I recently showed Stand by Me to my son, and it was a real joy watching the film with him. Have you watched it with younger viewers?
I’ve watched it with friends’ kids. The difference in how I look between being a child and an adult man means that it takes them a little while to recognize that it’s me. I’ve had some people say they didn’t recognize me until the moment where Lard-Ass crosses his arms and smiles. They’re like, “That’s your smile!” I’ve also worked on and off in youth development over the years, and because it’s rated R, I could never show it in school. I refused to show the edited version where they bleep out the word “Ass” and just chant, “Lard, Lard, Lard!” That’s just wrong.

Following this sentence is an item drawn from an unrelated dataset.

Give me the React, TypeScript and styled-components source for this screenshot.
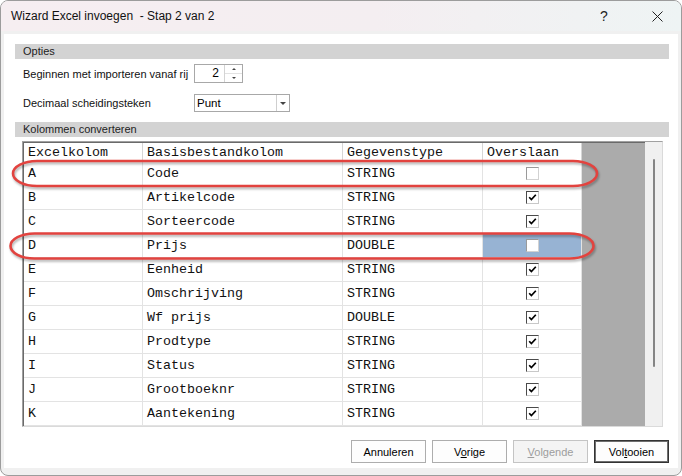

Andy Lindberg (andylindberg.com)
Looking back, what’s the most gratifying thing about having been involved with Stand by Me?
I’m so fortunate that it’s a good movie! I know all kinds of people who, even that summer, shot other movies and had bigger roles, but you’ve never heard of them because they weren’t good movies. I don’t know what the right way to put it is, but to think that a thing I had an amazing time doing is so important to so many people is just an incredible feeling.
Has Stephen King ever reached out to tell how he feels about the movie’s version of Lard-Ass?
No, he hasn’t! People ask me if I met him on set, but I don’t remember him being involved at all. I’ve never heard what he thought of that interpretation of his story. I’d love to know, if you can get hold of him.
We’re happy to help! After this interview, Yahoo Movies reached out to Stephen King on email for his thoughts about the Lard-Ass sequence:
Stephen King: It was beautiful, because the puking was done in a way that was so surreal, it didn’t make anyone feel ill. Not tasteful — you can’t really make projectile vomiting tasteful — but it really was very funny.